Andy tenía diez años y lo recordaba como un hombre membrudo que jugaba con ella a todas horas y que cuando fue creciendo empezó a tratarla como si fuera un chico. La llevaba al Comiskey Park a ver a los White Sox. Le había enseñado a lanzar y recoger la pelota y a confiar en la fuerza física. La suya parecía una vida perfectamente normal. Vivían en una modesta casa de ladrillo. Ella asistía a la escuela del barrio, al igual que sus hermanos mayores. De alguna manera, el revólver de cañón corto que su padre llevaba bajo la chaqueta le llamaba menos la atención que las americanas y las corbatas de vivos colores con que se vestía. Conservaba sólo una fotografía en la que aparecía junto a él; estaba tomada al aire libre, después de una nevada, junto a un muñeco de nieve que habían hecho juntos, abrazados a él como si fuera un amigo. Era a principios de abril, cuando el largo invierno empieza a remitir en el Medio Oeste, no sin antes sorprender con una última lengua de frío. Al muñeco le habían puesto una gorra de béisbol, piedras como ojos y ramas como brazos. Le habían envuelto una bufanda alrededor del cuello y en la cara le dibujaron una sonrisa bufa. Era un muñeco de concurso, sólo le faltaba cobrar vida. Naturalmente, se deshizo: el tiempo cambió de repente y al cabo de una semana ya se había derretido.

Se trasladaron a los cayos un año después dé su muerte.

En realidad la intención era instalarse en Miami, donde tenían parientes, pero fueron al Sur cuando su madre encontró trabajo como encargada en un restaurante cercano a un puerto deportivo. Ahí fue donde conoció a su padrastro.

A ella siempre le había caído en gracia. Era distante pero pese a todo se mostró dispuesto a enseñarle cuanto sabía sobre la pesca. Cuando pensaba en él, veía aquellos brazos que el sol había tornado del color de la arcilla rojiza y aquellas manchitas en la piel que presagiaban el cáncer. Siempre quiso tocarlas pero jamás lo hizo. Seguía fletando su barco de pesca en el puerto de Whale; su embarcación de doce metros de eslora se llamaba Ú ltima Oportunidad, pero los clientes lo tomaban como una referencia a la pesca y no a la frágil vida del patrón de la nave.
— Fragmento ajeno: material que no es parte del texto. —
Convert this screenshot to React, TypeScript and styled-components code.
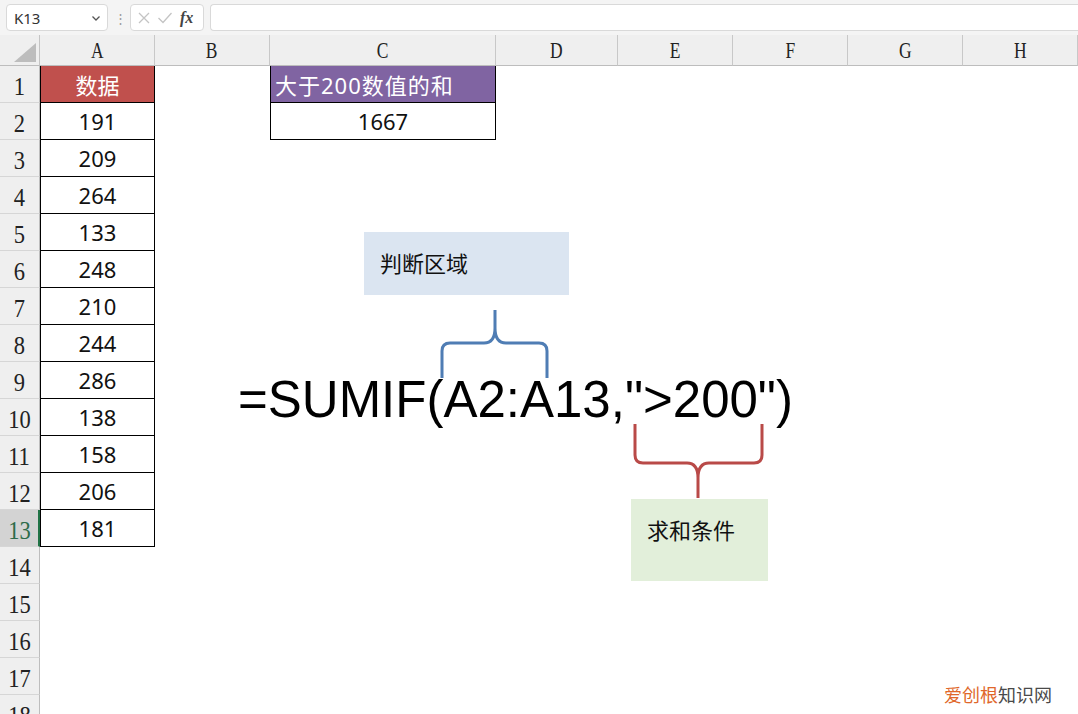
import React from "react";
import styled, { createGlobalStyle } from "styled-components";

const GlobalStyle = createGlobalStyle`
  html, body {
    margin: 0;
    padding: 0;
    background: #ffffff;
    overflow: hidden;
  }
  * { box-sizing: border-box; }
`;

const COLS = ["A", "B", "C", "D", "E", "F", "G", "H"];
const COL_WIDTHS = [115, 115, 226, 122, 115, 115, 115, 115];
const ROW_COUNT = 18;
const VALUES = [191, 209, 264, 133, 248, 210, 244, 286, 138, 158, 206, 181];

const Page = styled.div`
  position: relative;
  width: 1078px;
  height: 714px;
  overflow: hidden;
  font-family: "Noto Sans", "Noto Sans CJK SC", sans-serif;
`;

const Toolbar = styled.div`
  display: flex;
  align-items: center;
  height: 35px;
  padding: 3px 0 3px 6px;
  gap: 6px;
  background: #f4f4f4;
`;

const NameBox = styled.div`
  display: flex;
  align-items: center;
  justify-content: space-between;
  width: 102px;
  height: 27px;
  padding: 0 6px 0 7px;
  background: #fff;
  border: 1px solid #d9d9d9;
  border-radius: 4px;
  font-family: "Noto Sans", sans-serif;
  font-size: 15px;
  color: #333;
`;

const Dots = styled.div`
  width: 10px;
  text-align: center;
  color: #9a9a9a;
  font-size: 13px;
`;

const FxBox = styled.div`
  display: flex;
  align-items: center;
  gap: 6px;
  width: 74px;
  height: 27px;
  padding: 0 6px;
  background: #fff;
  border: 1px solid #d9d9d9;
  border-radius: 4px;
`;

const FxLabel = styled.span`
  font-family: "Liberation Serif", serif;
  font-style: italic;
  font-weight: bold;
  font-size: 16px;
  color: #444;
  margin-left: 1px;
`;

const FormulaInput = styled.div`
  flex: 1;
  height: 27px;
  background: #fff;
  border: 1px solid #d9d9d9;
  border-right: none;
  border-radius: 4px 0 0 4px;
`;

const Grid = styled.div`
  display: grid;
  grid-template-columns: 40px ${COL_WIDTHS.map((w) => `${w}px`).join(" ")};
  grid-template-rows: 31px repeat(${ROW_COUNT}, 37px);
`;

const Corner = styled.div`
  background: #efefef;
  border-right: 1px solid #c4c4c4;
  border-bottom: 1px solid #bdbdbd;
  display: flex;
  align-items: flex-end;
  justify-content: flex-end;
  padding: 0 3px 3px 0;
`;

const ColHeader = styled.div`
  background: #efefef;
  border-right: 1px solid #c8c8c8;
  border-bottom: 1px solid #bdbdbd;
  display: flex;
  align-items: flex-end;
  justify-content: center;
  padding-bottom: 1px;
  font-family: "Liberation Serif", serif;
  font-size: 23px;
  line-height: 27px;
  color: #222;
  span { display: inline-block; transform: scaleX(0.76); }
`;

const RowHeader = styled.div<{ $active?: boolean }>`
  background: ${(p) => (p.$active ? "#d3d3d3" : "#efefef")};
  border-right: ${(p) => (p.$active ? "2px solid #217346" : "1px solid #bdbdbd")};
  border-bottom: 1px solid #d6d6d6;
  display: flex;
  align-items: flex-end;
  justify-content: center;
  padding-bottom: 1px;
  font-family: "Liberation Serif", serif;
  font-size: 25px;
  line-height: 28px;
  color: ${(p) => (p.$active ? "#2e6b4a" : "#222")};
  span { display: inline-block; transform: scaleX(0.9); }
`;

const Cell = styled.div<{ $fill?: string; $bordered?: boolean; $left?: boolean; $light?: boolean }>`
  background: ${(p) => p.$fill || "#fff"};
  border-left: ${(p) => (p.$bordered ? "1px solid #000" : "none")};
  border-right: ${(p) => (p.$bordered ? "1px solid #000" : "none")};
  border-bottom: ${(p) => (p.$bordered ? "1px solid #000" : "none")};
  display: flex;
  align-items: center;
  justify-content: ${(p) => (p.$left ? "flex-start" : "center")};
  padding: ${(p) => (p.$left ? "0 0 0 4px" : "0")};
  font-family: "Noto Sans", "Noto Sans CJK SC", sans-serif;
  font-size: 22px;
  letter-spacing: ${(p) => (p.$left ? "1px" : "0")};
  color: ${(p) => (p.$light ? "#fff" : "#111")};
`;

const Overlay = styled.div`
  position: absolute;
  inset: 0;
  pointer-events: none;
`;

const Callout = styled.div<{ $bg: string; $x: number; $y: number; $w: number; $h: number }>`
  position: absolute;
  left: ${(p) => p.$x}px;
  top: ${(p) => p.$y}px;
  width: ${(p) => p.$w}px;
  height: ${(p) => p.$h}px;
  background: ${(p) => p.$bg};
  padding: 14px 0 0 16px;
  font-family: "Noto Sans CJK SC", sans-serif;
  font-size: 22px;
  line-height: 32px;
  color: #111;
`;

const Formula = styled.div`
  position: absolute;
  left: 238px;
  top: 374px;
  font-family: "Liberation Sans", Arial, sans-serif;
  font-size: 51px;
  line-height: 52px;
  color: #000;
  white-space: nowrap;
`;

const Braces = styled.svg`
  position: absolute;
  left: 0;
  top: 0;
`;

const Watermark = styled.div`
  position: absolute;
  right: 26px;
  bottom: 8px;
  font-family: "Noto Sans CJK SC", sans-serif;
  font-size: 18px;
  line-height: 24px;
  color: #4a4a4a;
  span { color: #e0672a; }
`;

const CrossIcon = () => (
  <svg width="14" height="14" viewBox="0 0 14 14">
    <path d="M2 2 L12 12 M12 2 L2 12" stroke="#c4c4c4" strokeWidth="1.3" fill="none" />
  </svg>
);

const CheckIcon = () => (
  <svg width="16" height="14" viewBox="0 0 16 14">
    <path d="M1.5 7 L6 11.5 L14.5 2" stroke="#c4c4c4" strokeWidth="1.3" fill="none" />
  </svg>
);

const Chevron = () => (
  <svg width="10" height="10" viewBox="0 0 10 10">
    <path d="M1.5 3.5 L5 7 L8.5 3.5" stroke="#555" strokeWidth="1.3" fill="none" />
  </svg>
);

const SelectAll = () => (
  <svg width="22" height="19" viewBox="0 0 22 19">
    <polygon points="22,0 22,19 0,19" fill="#bdbdbd" />
  </svg>
);

const renderCell = (row: number, col: number) => {
  const key = `${row}-${col}`;
  if (col === 0) {
    if (row === 1) return <Cell key={key} $fill="#c0504d" $bordered $light>数据</Cell>;
    if (row <= 13) return <Cell key={key} $bordered>{VALUES[row - 2]}</Cell>;
  }
  if (col === 2) {
    if (row === 1) return <Cell key={key} $fill="#8064a2" $bordered $left $light>大于200数值的和</Cell>;
    if (row === 2) return <Cell key={key} $bordered>1667</Cell>;
  }
  return <Cell key={key} />;
};

const App = () => {
  const rows = Array.from({ length: ROW_COUNT }, (_, i) => i + 1);

  return (
    <Page>
      <GlobalStyle />
      <Toolbar>
        <NameBox>
          K13
          <Chevron />
        </NameBox>
        <Dots>⋮</Dots>
        <FxBox>
          <CrossIcon />
          <CheckIcon />
          <FxLabel>fx</FxLabel>
        </FxBox>
        <FormulaInput />
      </Toolbar>

      <Grid>
        <Corner>
          <SelectAll />
        </Corner>
        {COLS.map((c) => (
          <ColHeader key={c}>
            <span>{c}</span>
          </ColHeader>
        ))}
        {rows.map((r) => (
          <React.Fragment key={r}>
            <RowHeader $active={r === 13}>
              <span>{r}</span>
            </RowHeader>
            {COLS.map((_, ci) => renderCell(r, ci))}
          </React.Fragment>
        ))}
      </Grid>

      <Overlay>
        <Callout $bg="#dbe5f1" $x={364} $y={232} $w={205} $h={63}>判断区域</Callout>
        <Callout $bg="#e2efda" $x={631} $y={499} $w={137} $h={82}>求和条件</Callout>

        <Braces width="1078" height="714" viewBox="0 0 1078 714">
          <path
            d="M442 378 L442 351 Q442 343 450 343 L484 343 Q495 343 495 328 L495 310 M495 328 Q495 343 506 343 L539 343 Q547 343 547 351 L547 378"
            stroke="#4f7db4"
            strokeWidth="3"
            fill="none"
          />
          <path
            d="M635 424 L635 455 Q635 463 643 463 L687 463 Q698 463 698 478 L698 498 M698 478 Q698 463 709 463 L754 463 Q762 463 762 455 L762 424"
            stroke="#b94a48"
            strokeWidth="3"
            fill="none"
          />
        </Braces>

        <Formula>=SUMIF(A2:A13,"&gt;200")</Formula>

        <Watermark>
          <span>爱创根</span>知识网
        </Watermark>
      </Overlay>
    </Page>
  );
};

export default App;
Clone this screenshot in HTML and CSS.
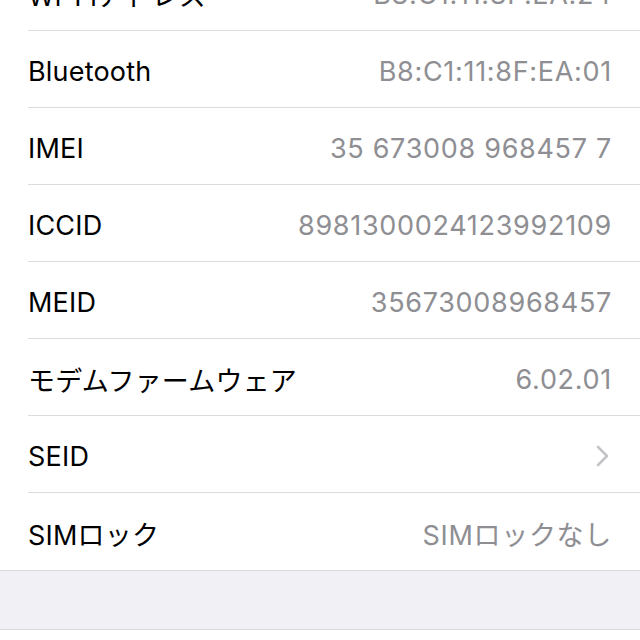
FILE: index.html
```html
<!DOCTYPE html>
<html lang="ja">
<head>
  <meta charset="UTF-8">
  <meta name="viewport" content="width=device-width, initial-scale=1.0">
  <title>情報</title>
  <link rel="stylesheet" href="styles.css">
</head>
<body>

<ul class="info-list">
  <li class="row"><span class="label">Wi-Fiアドレス</span><span class="value">B8:C1:11:8F:EA:24</span></li>
  <li class="row"><span class="label">Bluetooth</span><span class="value">B8:C1:11:8F:EA:01</span></li>
  <li class="row"><span class="label">IMEI</span><span class="value">35 673008 968457 7</span></li>
  <li class="row"><span class="label">ICCID</span><span class="value">8981300024123992109</span></li>
  <li class="row"><span class="label">MEID</span><span class="value">35673008968457</span></li>
  <li class="row"><span class="label">モデムファームウェア</span><span class="value">6.02.01</span></li>
  <li class="row">
    <span class="label">SEID</span>
    <svg class="chevron" width="14" height="22" viewBox="0 0 14 22"><path d="M2 2 L11 11 L2 20" fill="none" stroke="#c4c4c8" stroke-width="2.6" stroke-linecap="round" stroke-linejoin="round"/></svg>
  </li>
  <li class="row last"><span class="label">SIMロック</span><span class="value">SIMロックなし</span></li>
</ul>

<div class="group-gap"></div>
<div class="after"></div>

</body>
</html>
```

FILE: styles.css
```css
* { box-sizing: border-box; margin: 0; padding: 0; }
body {
  font-family: Inter, "Noto Sans CJK JP", sans-serif;
  background: #fff;
  color: #000;
  width: 640px;
  height: 640px;
  overflow: hidden;
}
.info-list {
  list-style: none;
  margin-top: -46px;
  padding-left: 28px;
  border-bottom: 1px solid #d8d8dc;
}
.row {
  height: 77px;
  display: flex;
  justify-content: space-between;
  align-items: center;
  padding-top: 4px;
  padding-right: 29px;
  border-bottom: 1px solid #dcdce0;
  font-size: 27px;
}
.row.last { border-bottom: none; }
.label { color: #000; letter-spacing: 0.2px; }
.value {
  color: #8e8e93;
  letter-spacing: 0.7px;
  margin-right: -1px;
}
.chevron { margin-right: 1px; }

.group-gap {
  height: 59px;
  background: #f0f0f5;
  border-bottom: 1px solid #d8d8dc;
}
.after { height: 20px; background: #fff; }
```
Aunque su madre nunca se lo dijo, ella creía que había nacido por accidente. Nació cuando sus padres ya estaban entrados en años y se llevaba más de diez con sus hermanos. Ellos se habían marchado de los cayos en cuanto la edad y los estudios se lo permitieron, uno como abogado para una empresa de Atlanta, el otro para montar una modesta aunque exitosa empresa de importación-exportación en Miami. En la familia hacían la broma de que aquélla era la única empresa de importación legal de Miami y que por eso era la más pobre. Durante un tiempo creyó que seguiría los pasos de un hermano o del otro, y asistió la Universidad de Florida, donde consiguió una media lo bastante alta como para licenciarse.